| Condition | Euler Equation Implication | Household Behavior |
|---|---|---|
| Interest rate > Time preference rate | Marginal utility tomorrow is lower than today: consume less today | Save and tilt consumption upward over time |
| Interest rate = Time preference rate | Marginal utility equates: consume equal amounts each period | Smooth consumption across periods (no net saving or borrowing if income is constant) |
| Interest rate < Time preference rate | Marginal utility tomorrow is higher than today: consume more today | Borrow or dissave to tilt consumption downward over time |
Worked example with round fictional numbers.

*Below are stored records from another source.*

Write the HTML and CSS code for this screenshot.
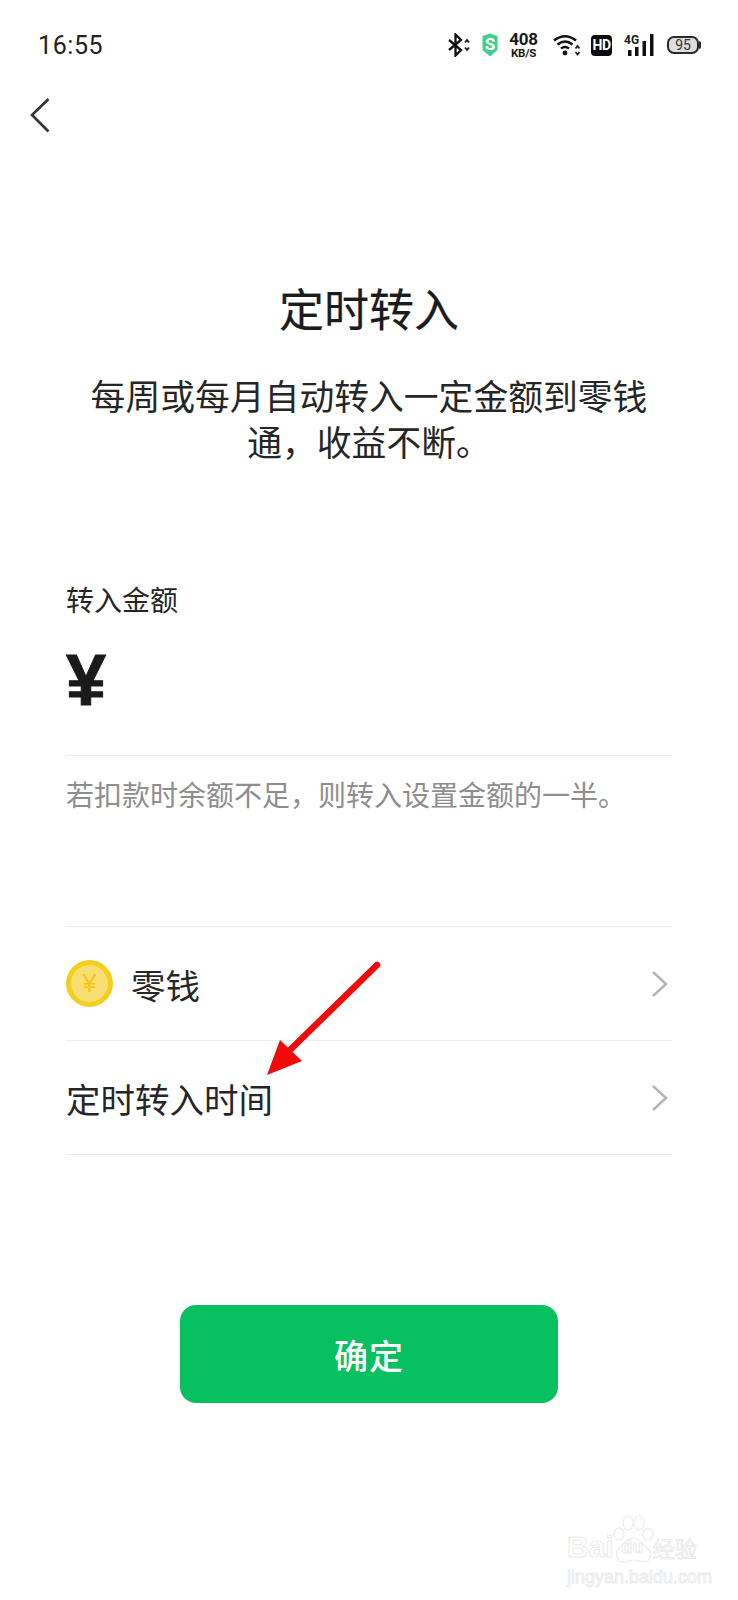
FILE: index.html
```html
<!DOCTYPE html>
<html lang="zh">
<head>
<meta charset="utf-8">
<title>定时转入</title>
<link rel="stylesheet" href="styles.css">
</head>
<body>
<div class="page">
  <header class="status">
    <span class="time">16:55</span>
    <div class="status-icons">
      <svg class="ic-bt" width="24" height="24" viewBox="0 0 24 24"><path d="M1 7 L13 17 L7.500 22.500 V1.500 L13 7 L1 17" fill="none" stroke="#111" stroke-width="2.300"/><path d="M17 9.500 L19 7 L21 9.500 M17 14.500 L19 17 L21 14.500" fill="none" stroke="#222" stroke-width="2"/></svg>
      <svg class="ic-shield" width="16" height="24" viewBox="0 0 16 24"><path d="M0.500 3 L8 0.500 L15.500 3 V17 L8 23.500 L0.500 17Z" fill="#3FCF8E"/><text x="8" y="17" class="shield-s">S</text></svg>
      <div class="speed"><span class="speed-num">408</span><span class="speed-unit">KB/S</span></div>
      <svg class="ic-wifi" width="28" height="24" viewBox="0 0 28 24"><path d="M1 7.500 Q12 -1 23 7.500 M4.500 11.500 Q12 5.500 19.500 11.500 M8 15.500 Q12 12.500 16 15.500" fill="none" stroke="#111" stroke-width="2.600"/><circle cx="12" cy="20" r="2.400" fill="#111"/><path d="M22.500 15.500 L24.500 13 L26.500 15.500 M22.500 19 L24.500 21.500 L26.500 19" fill="none" stroke="#222" stroke-width="1.800"/></svg>
      <div class="hd">HD</div>
      <svg class="ic-signal" width="30" height="24" viewBox="0 0 30 24"><text x="0" y="11" class="sig-4g">4G</text><rect x="4" y="17" width="3.500" height="6" fill="#111"/><rect x="11" y="14" width="3.500" height="9" fill="#111"/><rect x="18.500" y="8" width="3.500" height="15" fill="#111"/><rect x="26" y="1" width="3.500" height="22" fill="#111"/></svg>
      <div class="battery"><span class="batt-body">95</span><span class="batt-tip"></span></div>
    </div>
  </header>

  <nav class="nav">
    <svg width="24" height="36" viewBox="0 0 24 36"><path d="M19.500 2 L3 18 L19.500 34.500" fill="none" stroke="#333" stroke-width="2.600"/></svg>
  </nav>

  <section class="intro">
    <h1 class="title">定时转入</h1>
    <p class="desc">每周或每月自动转入一定金额到零钱通，收益不断。</p>
  </section>

  <section class="amount">
    <div class="amount-label">转入金额</div>
    <div class="amount-input">¥</div>
    <p class="hint">若扣款时余额不足，则转入设置金额的一半。</p>
  </section>

  <section class="rows">
    <div class="row">
      <div class="row-left">
        <svg class="coin" width="47" height="47" viewBox="0 0 47 47"><circle cx="23.500" cy="23.500" r="23.500" fill="#F5CF1F"/><circle cx="23.500" cy="23.500" r="18.500" fill="#F9DF73"/><text x="23.500" y="32" class="coin-y">¥</text></svg>
        <span class="row-text">零钱</span>
      </div>
      <svg class="chev" width="18" height="28" viewBox="0 0 18 28"><path d="M2 2 L15 14 L2 26" fill="none" stroke="#b4b4b4" stroke-width="2.400"/></svg>
    </div>
    <div class="row">
      <span class="row-text">定时转入时间</span>
      <svg class="chev" width="18" height="28" viewBox="0 0 18 28"><path d="M2 2 L15 14 L2 26" fill="none" stroke="#b4b4b4" stroke-width="2.400"/></svg>
    </div>
  </section>

  <div class="action"><button class="confirm">确定</button></div>

  <svg class="arrow" width="120" height="120" viewBox="0 0 120 120"><path d="M111 5 L24 90" fill="none" stroke="#F00A0A" stroke-width="6.500" stroke-linecap="round"/><path d="M1 115 L14 80 L36 101Z" fill="#F00A0A"/></svg>

  <div class="watermark">
    <div class="wm-top">
      <span class="wm-bai">Bai</span>
      <div class="wm-logo">
        <svg class="wm-paw" width="44" height="52" viewBox="0 0 44 52"><ellipse cx="7" cy="21" rx="5" ry="6" /><ellipse cx="16" cy="10" rx="5" ry="7"/><ellipse cx="27" cy="10" rx="5" ry="7"/><ellipse cx="36" cy="21" rx="5" ry="6"/><path d="M21 25 C14 25 12 31 7 35 C2 40 5 49 12 49 C17 49 18 47 22 47 C26 47 27 49 32 49 C38 49 41 41 36 36 C31 32 28 25 21 25Z"/></svg>
        <span class="wm-du">du</span>
      </div>
      <span class="wm-cn">经验</span>
    </div>
    <div class="wm-url">jingyan.baidu.com</div>
  </div>
</div>
</body>
</html>
```

FILE: styles.css
```css
* { box-sizing: border-box; }
html, body { margin: 0; padding: 0; background: #fff; }
body { font-family: "Noto Sans CJK SC", "Noto Sans", sans-serif; color: #1c1c1c; }
.page { position: relative; width: 738px; height: 1600px; overflow: hidden; background: #fff; }

.status { height: 90px; padding: 28px 37px 0 38px; display: flex; justify-content: space-between; align-items: flex-start; }
.time { font-family: Roboto, sans-serif; font-size: 25px; line-height: 36px; color: #222; letter-spacing: 0.6px; }
.status-icons { display: flex; align-items: center; height: 34px; }
.ic-bt { margin-right: 10px; }
.ic-shield { margin-right: 11px; }
.shield-s { font: 700 17px Roboto, sans-serif; fill: #fff; text-anchor: middle; }
.speed { display: flex; flex-direction: column; align-items: center; width: 29px; margin-right: 15px; font-family: Roboto, sans-serif; font-weight: 700; color: #1a1a1a; }
.speed-num { font-size: 17px; line-height: 16px; letter-spacing: -0.3px; }
.speed-unit { font-size: 11.500px; line-height: 12px; white-space: nowrap; letter-spacing: -0.2px; }
.ic-wifi { margin-right: 10px; }
.hd { width: 21px; height: 21px; margin-right: 12px; border-radius: 4px; background: #0a0a0a; color: #fff; font: 700 14px/21px Roboto, sans-serif; text-align: center; letter-spacing: -0.5px; }
.sig-4g { font: 700 12px Roboto, sans-serif; fill: #1a1a1a; }
.ic-signal { margin-right: 13px; }
.battery { display: flex; align-items: center; }
.batt-body { width: 32px; height: 18px; border: 2px solid #2a2a2a; border-radius: 7px; background: #ddd; font: 400 14px/14px Roboto, sans-serif; color: #333; text-align: center; }
.batt-tip { width: 2px; height: 8px; background: #2a2a2a; border-radius: 0 2px 2px 0; }

.nav { height: 42px; padding-left: 29px; }
.nav svg { display: block; margin-top: 7px; }

.intro { margin-top: 139px; padding: 0 80px; text-align: center; }
.title { margin: 0; font-size: 45px; font-weight: 400; line-height: 60px; color: #1c1c1c; -webkit-text-stroke: 0.2px #1c1c1c; }
.desc { margin: 34px 0 0; font-size: 34.800px; line-height: 46px; color: #262626; }

.amount { margin-top: 115px; padding: 0 66px; }
.amount-label { font-size: 28px; line-height: 40px; color: #262626; }
.amount-input { height: 120px; margin-top: 17px; font-family: "Liberation Sans", sans-serif; font-weight: 700; font-size: 72px; line-height: 88px; color: #1a1a1a; -webkit-text-stroke: 1px #1a1a1a; border-bottom: 1px solid #ececec; }
.hint { margin: 19px 0 0; font-size: 28px; line-height: 38px; color: #8e8e8e; white-space: nowrap; }

.rows { margin: 113px 66px 0; border-top: 1px solid #ececec; }
.row { height: 114px; display: flex; align-items: center; justify-content: space-between; border-bottom: 1px solid #ececec; padding-right: 3px; }
.row-left { display: flex; align-items: center; gap: 18px; }
.coin { display: block; }
.coin-y { font: 400 25px "Liberation Sans", sans-serif; fill: #F3C515; text-anchor: middle; }
.row-text { font-size: 34.500px; line-height: 46px; color: #262626; }

.action { margin-top: 150px; display: flex; justify-content: center; }
.confirm { width: 378px; height: 98px; border: 0; border-radius: 16px; background: #07C160; color: #fff; font-family: "Noto Sans CJK SC", sans-serif; font-weight: 500; font-size: 34px; letter-spacing: 1px; }

.arrow { position: absolute; left: 266px; top: 960px; }

.watermark { position: absolute; left: 567px; top: 1516px; width: 140px; color: transparent; -webkit-text-stroke: 1px #ebebeb; }
.wm-top { display: flex; align-items: flex-end; height: 46px; }
.wm-bai { font: 700 30px/30px "Liberation Sans", sans-serif; }
.wm-logo { position: relative; width: 37px; height: 30px; text-align: center; }
.wm-paw { position: absolute; left: -2px; bottom: -3px; fill: none; stroke: #ebebeb; stroke-width: 1.200; }
.wm-du { position: relative; font: 700 18px/30px "Liberation Sans", sans-serif; }
.wm-cn { font-size: 22px; line-height: 30px; margin-left: 2px; white-space: nowrap; }
.wm-url { font: 400 18px/20px "Liberation Sans", sans-serif; margin-top: 5px; white-space: nowrap; }
```
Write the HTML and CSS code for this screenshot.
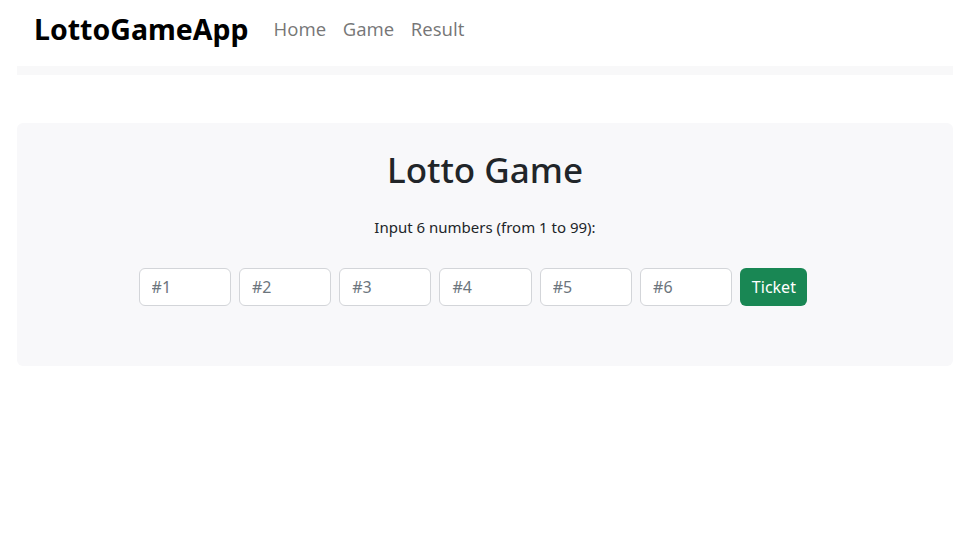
FILE: index.html
```html
<!DOCTYPE html>
<html lang="en">
<head>
<meta charset="utf-8">
<title>LottoGameApp</title>
<link rel="stylesheet" href="styles.css">
</head>
<body>
<header class="navbar">
  <a class="brand" href="#">LottoGameApp</a>
  <nav class="nav">
    <a href="#">Home</a>
    <a href="#">Game</a>
    <a href="#">Result</a>
  </nav>
</header>
<div class="strip"></div>
<main class="main">
  <section class="card">
    <h1 class="title">Lotto Game</h1>
    <p class="hint">Input 6 numbers (from 1 to 99):</p>
    <form class="row">
      <input class="num" type="text" placeholder="#1">
      <input class="num" type="text" placeholder="#2">
      <input class="num" type="text" placeholder="#3">
      <input class="num" type="text" placeholder="#4">
      <input class="num" type="text" placeholder="#5">
      <input class="num" type="text" placeholder="#6">
      <button class="btn" type="button">Ticket</button>
    </form>
  </section>
</main>
</body>
</html>
```
FILE: styles.css
```css
* { box-sizing: border-box; }
body {
  margin: 0;
  font-family: "Noto Sans", "Open Sans", sans-serif;
  color: #212529;
  background: #fff;
}
.navbar {
  display: flex;
  align-items: center;
  height: 57px;
  padding-left: 34px;
}
.brand {
  font-size: 28.5px;
  font-weight: 700;
  color: #000;
  text-decoration: none;
  margin-right: 25px;
}
.nav { display: flex; gap: 16.5px; }
.nav a {
  font-size: 18.5px;
  color: rgba(0,0,0,.55);
  text-decoration: none;
}
.strip {
  margin: 9px 19px 0 17px;
  height: 9px;
  background: #f8f8f9;
}
.main {
  padding: 48px 19px 0 17px;
}
.card {
  background: #f8f8fa;
  border-radius: 6px;
  height: 243px;
  padding-top: 26px;
  text-align: center;
}
.title {
  margin: 0;
  font-size: 35px;
  font-weight: 500;
  line-height: 1.2;
}
.hint {
  margin: 26px 0 0;
  font-size: 15px;
}
.row {
  margin-top: 31px;
  display: flex;
  justify-content: center;
  gap: 8px;
  padding-right: 24px;
}
.num {
  width: 92.3px;
  height: 38px;
  border: 1px solid #d3d5d9;
  border-radius: 6px;
  padding: 0 12px;
  font: inherit;
  font-size: 16px;
  background: #fff;
}
.num::placeholder { color: #6c757d; }
.btn {
  height: 38px;
  padding: 0 11.5px;
  border: none;
  border-radius: 6px;
  background: #198754;
  color: #fff;
  font: inherit;
  font-size: 16px;
}
```
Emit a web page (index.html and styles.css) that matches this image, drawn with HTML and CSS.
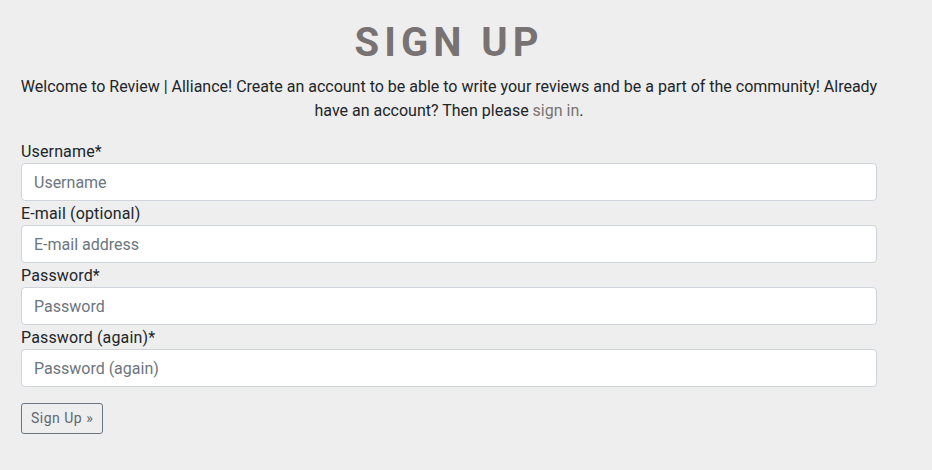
FILE: index.html
```html
<!DOCTYPE html>
<html lang="en">
<head>
<meta charset="utf-8">
<title>Sign Up</title>
<link rel="stylesheet" href="styles.css">
</head>
<body>
<main class="page">
  <h1 class="title">Sign Up</h1>
  <p class="intro">Welcome to Review | Alliance! Create an account to be able to write your reviews and be a part of the community! Already have an account? Then please <a class="link" href="#">sign in</a>.</p>
  <form class="form">
    <div class="field">
      <label class="label" for="u">Username*</label>
      <input class="input" id="u" type="text" placeholder="Username">
    </div>
    <div class="field">
      <label class="label" for="e">E-mail (optional)</label>
      <input class="input" id="e" type="email" placeholder="E-mail address">
    </div>
    <div class="field">
      <label class="label" for="p1">Password*</label>
      <input class="input" id="p1" type="password" placeholder="Password">
    </div>
    <div class="field">
      <label class="label" for="p2">Password (again)*</label>
      <input class="input" id="p2" type="password" placeholder="Password (again)">
    </div>
    <div class="actions">
      <button class="btn" type="button">Sign Up &raquo;</button>
    </div>
  </form>
</main>
</body>
</html>
```
FILE: styles.css
```css
* { box-sizing: border-box; }
html, body {
  margin: 0;
  padding: 0;
  background: #eeeeee;
}
body {
  font-family: Roboto, "Helvetica Neue", Arial, sans-serif;
  font-size: 16px;
  line-height: 1.5;
  color: #212529;
}
.page {
  width: 856px;
  margin-left: 21px;
  padding-top: 19px;
}
.title {
  margin: 0 0 8px;
  text-align: center;
  text-transform: uppercase;
  font-size: 40px;
  line-height: 1.2;
  font-weight: 700;
  letter-spacing: 5px;
  color: #787372;
}
.intro {
  margin: 0 -8px 16px;
  text-align: center;
}
.link {
  color: #787372;
  text-decoration: none;
}
.form {
  display: flex;
  flex-direction: column;
}
.field {
  display: flex;
  flex-direction: column;
}
.label {
  display: block;
  height: 24px;
  padding-top: 1px;
  line-height: 24px;
  letter-spacing: 0.15px;
}
.input {
  display: block;
  width: 100%;
  height: 38px;
  padding: 6px 12px;
  font-family: inherit;
  font-size: 16px;
  line-height: 1.5;
  color: #495057;
  background: #fff;
  border: 1px solid #ced4da;
  border-radius: 4px;
}
.input::placeholder {
  color: #6c757d;
  opacity: 1;
}
.actions {
  margin-top: 16px;
}
.btn {
  font-family: inherit;
  font-size: 14px;
  line-height: 1.5;
  padding: 4px 9px;
  height: 31px;
  letter-spacing: 0.5px;
  color: #5f676e;
  background: transparent;
  border: 1px solid #6c757d;
  border-radius: 3px;
}
```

Suppose log utility, income of $80,000 today and $120,000 tomorrow (you expect a raise), interest rate 4 percent, time preference 4 percent. The Euler equation says marginal utility should equate -- meaning you should smooth consumption across periods. With log utility you would consume roughly equal amounts in both periods, which requires borrowing about $20,000 today against next year's higher income, then repaying it with the raise. This is consumption smoothing at work: real households use credit cards, mortgages, and student loans precisely to shift consumption from high-income future periods back to low-income present ones, and the two-period model formalizes when this is optimal.
The two-period model assumes you can borrow and save at the same interest rate -- a credit-market completeness assumption that rarely holds for real households. When borrowing rates greatly exceed saving rates (a credit-card spread can be 1500 basis points), the model implies a corner solution: never borrow, only save, and accept whatever consumption path your income generates. This wedge between borrowing and saving rates is a central reason precautionary saving matters so much for households with limited credit access.
Sit with the ideas.
A household has $100,000 of income today and expects $100,000 next year. The interest rate is 5 percent and the household discounts next-year utility at 3 percent per year. According to the two-period consumption-savings model, will the household save, borrow, or consume exactly its income each year, and why?